5. See Rule 1.2(e) (permitting a lawyer to "discuss the legal consequences of any proposed course of conduct with a client" and to "counsel or assist a client to make a good-faith effort to determine the validity, scope, meaning, or application of the law") and Rule 1.4(b) (requiring a lawyer to "explain a matter to the extent reasonably necessary to permit the client to make informed decisions about the representation")
6. For further discussion of this topic, see D.C. Legal Ethics Opinion 371 (2016) (Social Media II: Use of Social Media in Providing Legal Services).
7. Comments [1] through [3] to Rule 1.5 further describe how a lawyer may fulfill his duties under Rule 1.5(b)
8. See Rules 4.1 (Truthfulness in Statements to Others) and Rule 8.4(c) ("A lawyer should not engage in conduct involving dishonesty, fraud, deceit, or misrepresentation.).
9. Rule 5.4(c) (see discussion supra Part II.A) and Rule 1.3 (Diligence and Zeal).
10. Rule 1.15 obligates lawyers to treat unearned fees and expenses, including "flat" or prepaid fees, as the property of the client until the money has been earned, unless a different arrangement is reached.

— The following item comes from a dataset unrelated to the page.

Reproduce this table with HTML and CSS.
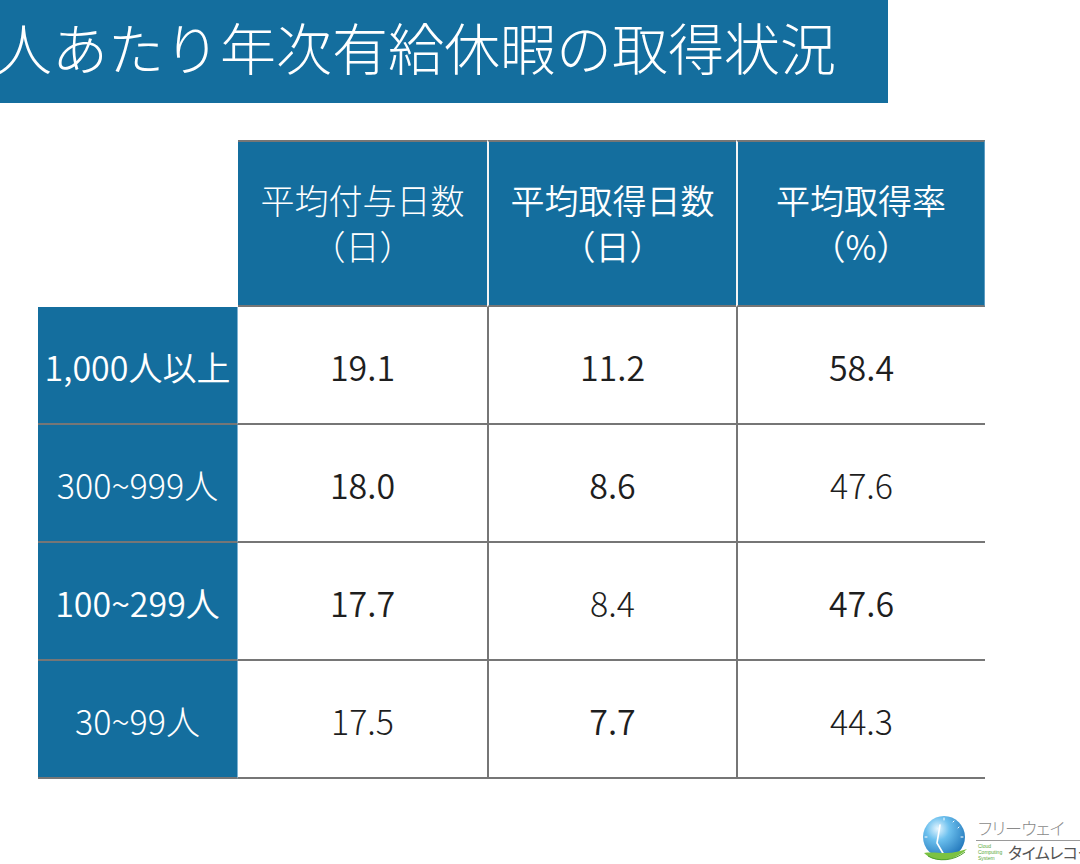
FILE: index.html
```html
<!DOCTYPE html>
<html lang="ja">
<head>
<meta charset="utf-8">
<link rel="stylesheet" href="styles.css">
</head>
<body>
<div class="title"><h1>人あたり年次有給休暇の取得状況</h1></div>
<div class="grid">
  <div class="corner"></div>
  <div class="th c1 light">平均付与日数<br>（日）</div>
  <div class="th c2">平均取得日数<br>（日）</div>
  <div class="th c3">平均取得率<br>（%）</div>

  <div class="rh">1,000人以上</div>
  <div class="td d1">19.1</div>
  <div class="td dn">11.2</div>
  <div class="td dn">58.4</div>

  <div class="rh light">300~999人</div>
  <div class="td d1">18.0</div>
  <div class="td dn">8.6</div>
  <div class="td dn light">47.6</div>

  <div class="rh">100~299人</div>
  <div class="td d1">17.7</div>
  <div class="td dn light">8.4</div>
  <div class="td dn">47.6</div>

  <div class="rh light">30~99人</div>
  <div class="td d1 light">17.5</div>
  <div class="td dn">7.7</div>
  <div class="td dn light">44.3</div>
</div>
<div class="footer">
  <div class="logo">
    <svg class="mark" width="50" height="50" viewBox="0 0 50 50">
      <defs>
        <radialGradient id="g" cx="0.35" cy="0.3" r="0.8">
          <stop offset="0" stop-color="#e6f6ff"/>
          <stop offset="0.35" stop-color="#6cc0ee"/>
          <stop offset="1" stop-color="#1a6fb5"/>
        </radialGradient>
      </defs>
      <circle cx="24" cy="22" r="21" fill="url(#g)"/>
      <g stroke="#fff" stroke-width="1" stroke-linecap="round">
        <line x1="24" y1="3" x2="24" y2="5"/>
        <line x1="41" y1="22" x2="43" y2="22"/>
        <line x1="24" y1="39" x2="24" y2="41"/>
        <line x1="5" y1="22" x2="7" y2="22"/>
        <line x1="33" y1="7" x2="34" y2="6"/>
        <line x1="38" y1="13" x2="39" y2="12"/>
      </g>
      <polyline points="20,10 17,28 24,40" fill="none" stroke="#fff" stroke-width="1.6" stroke-linecap="round" stroke-linejoin="round"/>
      <path d="M4 38 C14 48 32 48 47 34 C40 36 34 38 26 38 C18 38 10 37 4 38 Z" fill="#7cc242"/>
      <path d="M8 41 C18 47 34 46 45 37" fill="none" stroke="#4ea02d" stroke-width="1"/>
    </svg>
    <div class="brand">
      <div class="top">フリーウェイ</div>
      <div class="bottom">
        <div class="cloud">Cloud<br>Computing<br>System</div>
        <div class="jp">タイムレコーダー</div>
      </div>
    </div>
  </div>
</div>
</body>
</html>
```
FILE: styles.css
```css
html, body {
  margin: 0;
  padding: 0;
  width: 1080px;
  height: 864px;
  overflow: hidden;
  background: #ffffff;
  font-family: "Noto Sans CJK JP", "Noto Sans", sans-serif;
}
.title {
  width: 888px;
  height: 103px;
  background: #146e9e;
  overflow: hidden;
}
.title h1 {
  margin: 0 0 0 -4px;
  padding-top: 4px;
  font-size: 56px;
  line-height: 84px;
  font-weight: 300;
  color: #ffffff;
  white-space: nowrap;
}
.grid {
  margin: 37px 0 0 38px;
  display: grid;
  grid-template-columns: 200px 249px 249px 249px;
  grid-template-rows: 167px repeat(4, 118px);
  width: 947px;
}
.grid > div {
  box-sizing: border-box;
  display: flex;
  align-items: center;
  justify-content: center;
  text-align: center;
  font-size: 34px;
  font-weight: 350;
}
.grid > div.light { font-weight: 300; }
.th {
  background: #146e9e;
  color: #ffffff;
  border-top: 2px solid #767676;
  border-bottom: 2px solid #767676;
  line-height: 46px;
  padding-bottom: 2px;
}
.th.c2, .th.c3 { border-left: 2px solid #f4f4f4; }
.th.c3 { border-right: 1px solid #5d9cc2; }
.rh {
  background: #146e9e;
  color: #ffffff;
  border-bottom: 2px solid #767676;
  border-right: 1px solid #7eb3d3;
  padding-top: 2px;
}
.td {
  color: #1e1e1e;
  border-bottom: 2px solid #767676;
  padding-top: 2px;
}
.td.dn { border-left: 2px solid #767676; }
.footer {
  margin-top: 36px;
  padding-left: 920px;
  display: flex;
  white-space: nowrap;
}
.logo {
  display: flex;
  align-items: flex-start;
}
.mark { flex: none; display: block; }
.brand {
  margin-left: 6px;
  padding-top: 3px;
}
.brand .top {
  font-size: 17px;
  line-height: 20px;
  color: #8a8a8a;
  font-weight: 300;
  font-feature-settings: "palt";
  letter-spacing: -0.5px;
  padding-left: 2px;
  padding-bottom: 2px;
  border-bottom: 1px solid #9a9a9a;
  width: 110px;
}
.brand .bottom {
  display: flex;
  align-items: center;
  margin-top: 1px;
}
.brand .cloud {
  font-family: "Liberation Sans", sans-serif;
  font-size: 5px;
  line-height: 6px;
  color: #5aa83a;
  width: 30px;
  padding-left: 2px;
}
.brand .jp {
  font-size: 16px;
  line-height: 20px;
  color: #555555;
  font-feature-settings: "palt";
  letter-spacing: -0.5px;
}
```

See Rule 1.15(e). This analysis, which was promulgated by the D.C. Court of Appeals in In re Mance, 980 A.2d 1196 (2009), is outlined in D.C. Legal Ethics Opinion 355 (2010).
11. See, e.g., Rule 4.1 (Truthfulness in Statement to Others), Rule 8.4(c) (which prohibits a lawyer from engaging in dishonest or deceitful conduct) and Rule 1.5(a) (which prohibits a lawyer from seeking an unreasonable fee).
12. The Philadelphia Bar Association Professional Guidance Committee highlighted the possibility of an unreasonable fee as a risk of crowdfunding a litigation. See Phila. Bar Ass'n Prof'l Guidance Comm., Op. 2015-6.
13. Rule 1.15(d) requires a lawyer to keep disputed funds in trust.